Automatic Speech Recognition in Linux - Seeking Experiences and Recommendations
Hi folks, I'm in a bit of a personal crisis currently and need to quickly find a piece of speech transcription software that works on Linux and does not require a significant time investment to set up and can help me transcribe a number of audio clips <15 min. each.
Can someone recommend a program that can transcribe some audio recordings for me and is relatively simple to set up and use?
Do such programs need a GPU to run effectively? I'm running a Dell XPS 9370 laptop which only has internal graphics.
My backup plan is to listen and transcribe by hand, so recommendations of a program that will allow me to self-transcribe by typing while listening at a reduced rate are also appreciated.
If any experienced transcribers are reading this, have you found that your pedals worked well with Linux?

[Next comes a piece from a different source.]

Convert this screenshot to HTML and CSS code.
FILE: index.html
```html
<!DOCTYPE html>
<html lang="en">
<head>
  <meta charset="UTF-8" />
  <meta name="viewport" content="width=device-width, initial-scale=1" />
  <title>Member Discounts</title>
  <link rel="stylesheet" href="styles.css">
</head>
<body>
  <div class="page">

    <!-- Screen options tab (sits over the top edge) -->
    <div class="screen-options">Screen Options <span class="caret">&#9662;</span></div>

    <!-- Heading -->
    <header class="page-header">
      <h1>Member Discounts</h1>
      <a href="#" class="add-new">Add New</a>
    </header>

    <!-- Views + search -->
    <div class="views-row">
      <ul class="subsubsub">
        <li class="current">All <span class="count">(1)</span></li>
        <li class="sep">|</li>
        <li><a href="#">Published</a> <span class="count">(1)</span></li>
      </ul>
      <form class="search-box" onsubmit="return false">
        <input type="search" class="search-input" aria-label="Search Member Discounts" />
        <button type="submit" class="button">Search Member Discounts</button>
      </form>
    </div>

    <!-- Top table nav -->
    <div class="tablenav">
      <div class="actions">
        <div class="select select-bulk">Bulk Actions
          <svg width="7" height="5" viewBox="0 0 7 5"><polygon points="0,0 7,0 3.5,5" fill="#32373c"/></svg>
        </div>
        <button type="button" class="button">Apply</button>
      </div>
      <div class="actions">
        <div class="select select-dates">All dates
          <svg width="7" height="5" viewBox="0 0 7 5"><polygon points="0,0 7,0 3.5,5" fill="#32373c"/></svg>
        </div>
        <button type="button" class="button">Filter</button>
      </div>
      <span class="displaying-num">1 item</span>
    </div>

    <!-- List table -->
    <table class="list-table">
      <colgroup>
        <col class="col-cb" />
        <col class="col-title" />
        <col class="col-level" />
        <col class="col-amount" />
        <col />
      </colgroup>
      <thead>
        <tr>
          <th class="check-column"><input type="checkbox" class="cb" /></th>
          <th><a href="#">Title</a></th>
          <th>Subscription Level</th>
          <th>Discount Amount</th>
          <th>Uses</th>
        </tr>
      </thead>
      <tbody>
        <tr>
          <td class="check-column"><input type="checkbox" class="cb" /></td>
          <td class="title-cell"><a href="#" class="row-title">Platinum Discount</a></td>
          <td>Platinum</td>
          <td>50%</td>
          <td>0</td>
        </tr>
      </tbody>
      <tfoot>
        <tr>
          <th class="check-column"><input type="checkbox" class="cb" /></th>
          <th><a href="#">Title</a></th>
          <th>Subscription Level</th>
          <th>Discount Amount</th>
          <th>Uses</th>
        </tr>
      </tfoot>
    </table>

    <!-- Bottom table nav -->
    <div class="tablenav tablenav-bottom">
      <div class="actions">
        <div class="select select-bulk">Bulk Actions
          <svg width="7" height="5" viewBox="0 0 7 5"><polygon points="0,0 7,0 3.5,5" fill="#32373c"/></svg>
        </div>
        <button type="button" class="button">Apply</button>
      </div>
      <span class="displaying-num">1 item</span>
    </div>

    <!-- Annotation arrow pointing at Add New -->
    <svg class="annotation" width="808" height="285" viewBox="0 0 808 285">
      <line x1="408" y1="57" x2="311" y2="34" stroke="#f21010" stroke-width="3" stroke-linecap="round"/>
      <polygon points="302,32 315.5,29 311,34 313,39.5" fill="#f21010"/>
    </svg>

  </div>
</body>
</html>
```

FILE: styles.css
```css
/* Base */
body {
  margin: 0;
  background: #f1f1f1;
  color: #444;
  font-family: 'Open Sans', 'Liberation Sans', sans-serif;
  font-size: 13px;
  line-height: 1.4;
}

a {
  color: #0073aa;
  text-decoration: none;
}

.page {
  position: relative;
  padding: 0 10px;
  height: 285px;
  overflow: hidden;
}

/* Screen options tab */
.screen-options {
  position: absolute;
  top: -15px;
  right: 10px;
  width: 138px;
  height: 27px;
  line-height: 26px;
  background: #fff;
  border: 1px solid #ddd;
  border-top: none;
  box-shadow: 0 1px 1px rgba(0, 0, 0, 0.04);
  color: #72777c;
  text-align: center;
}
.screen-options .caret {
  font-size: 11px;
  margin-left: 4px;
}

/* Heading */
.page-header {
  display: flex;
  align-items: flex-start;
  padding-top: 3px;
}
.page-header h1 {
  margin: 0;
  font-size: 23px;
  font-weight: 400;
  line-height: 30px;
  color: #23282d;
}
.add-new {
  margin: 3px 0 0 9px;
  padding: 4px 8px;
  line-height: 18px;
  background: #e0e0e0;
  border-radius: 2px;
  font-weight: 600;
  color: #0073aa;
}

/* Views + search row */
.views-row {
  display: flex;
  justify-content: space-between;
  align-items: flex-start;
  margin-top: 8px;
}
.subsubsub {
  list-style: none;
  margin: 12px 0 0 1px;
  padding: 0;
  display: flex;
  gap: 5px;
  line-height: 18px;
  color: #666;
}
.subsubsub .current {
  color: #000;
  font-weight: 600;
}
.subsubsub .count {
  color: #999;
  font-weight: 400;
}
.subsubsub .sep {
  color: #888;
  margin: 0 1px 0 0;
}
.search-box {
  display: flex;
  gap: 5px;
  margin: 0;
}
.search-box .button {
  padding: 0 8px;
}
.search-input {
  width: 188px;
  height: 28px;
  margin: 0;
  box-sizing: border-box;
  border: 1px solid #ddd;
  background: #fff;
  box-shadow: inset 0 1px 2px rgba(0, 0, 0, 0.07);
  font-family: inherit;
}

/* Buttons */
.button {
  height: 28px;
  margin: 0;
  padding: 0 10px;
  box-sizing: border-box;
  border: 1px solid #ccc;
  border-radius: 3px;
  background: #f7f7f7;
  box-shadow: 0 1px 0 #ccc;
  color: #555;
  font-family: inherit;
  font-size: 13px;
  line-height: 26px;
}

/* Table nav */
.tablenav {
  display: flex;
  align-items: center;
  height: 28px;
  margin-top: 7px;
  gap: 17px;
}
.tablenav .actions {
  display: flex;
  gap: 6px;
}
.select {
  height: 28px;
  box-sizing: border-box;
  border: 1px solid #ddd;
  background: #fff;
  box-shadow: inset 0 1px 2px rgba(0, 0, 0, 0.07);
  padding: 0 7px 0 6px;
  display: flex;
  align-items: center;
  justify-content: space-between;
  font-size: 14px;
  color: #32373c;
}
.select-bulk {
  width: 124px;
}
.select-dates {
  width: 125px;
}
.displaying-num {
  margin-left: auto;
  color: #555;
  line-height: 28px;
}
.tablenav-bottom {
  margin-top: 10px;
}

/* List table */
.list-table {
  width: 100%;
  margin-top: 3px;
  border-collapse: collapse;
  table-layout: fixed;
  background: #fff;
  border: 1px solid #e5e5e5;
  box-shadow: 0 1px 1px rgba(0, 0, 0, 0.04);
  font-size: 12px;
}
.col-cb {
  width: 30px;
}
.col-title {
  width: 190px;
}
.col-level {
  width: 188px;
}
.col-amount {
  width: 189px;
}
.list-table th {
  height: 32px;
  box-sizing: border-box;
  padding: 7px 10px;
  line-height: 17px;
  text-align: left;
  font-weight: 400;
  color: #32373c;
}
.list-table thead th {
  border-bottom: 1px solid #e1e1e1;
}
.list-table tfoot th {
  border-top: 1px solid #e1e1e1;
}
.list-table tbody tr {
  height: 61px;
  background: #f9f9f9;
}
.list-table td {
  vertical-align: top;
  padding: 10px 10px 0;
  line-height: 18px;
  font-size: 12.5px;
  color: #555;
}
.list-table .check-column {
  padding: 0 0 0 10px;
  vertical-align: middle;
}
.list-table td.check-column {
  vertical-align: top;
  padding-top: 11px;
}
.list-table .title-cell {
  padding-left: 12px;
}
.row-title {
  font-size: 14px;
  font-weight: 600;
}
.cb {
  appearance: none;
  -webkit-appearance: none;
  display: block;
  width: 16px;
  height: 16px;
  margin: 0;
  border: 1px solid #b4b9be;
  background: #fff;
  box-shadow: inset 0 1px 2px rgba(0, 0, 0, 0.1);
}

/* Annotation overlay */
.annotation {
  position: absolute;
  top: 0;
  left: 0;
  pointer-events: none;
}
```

Normally I would try out all the different programs and do more than the small number of searches I've done, but my timeline doesn't allow time for to build a cluster of custom-coded transcription bots running gentoo on hand-soldered hardware.
My environment is EndeavorOS running on a Dell XPS 9370,internet is over Wifi, with no external dongles or anything currently hooked up.
I’ve had good experiences with whisper.cpp (should be in the AUR). I used the large model on my GPU (3060), and it filled 11.5 out of the 12GB of vram, so you might have to settle for a lower tier model. The speed was pretty much real time on my GPU, so it might be quite a bit slower on your CPU, unless the lower tier models are also a lot faster (never tested them due to lack of necessity).
The large model had pretty much perfect accuracy (only 5 or so mistakes in ~40 pages of transcriptions), and that was with Dutch audio recorded on a smartphone. If it can handle my pretty horrible conditions, your audio should (hopefully) be no problem to transcribe.
I used the base model and it ran at a very acceptable speed with CPU only. Decent accuracy considering the recording was mediocre quality at best. Thank you for the suggestion.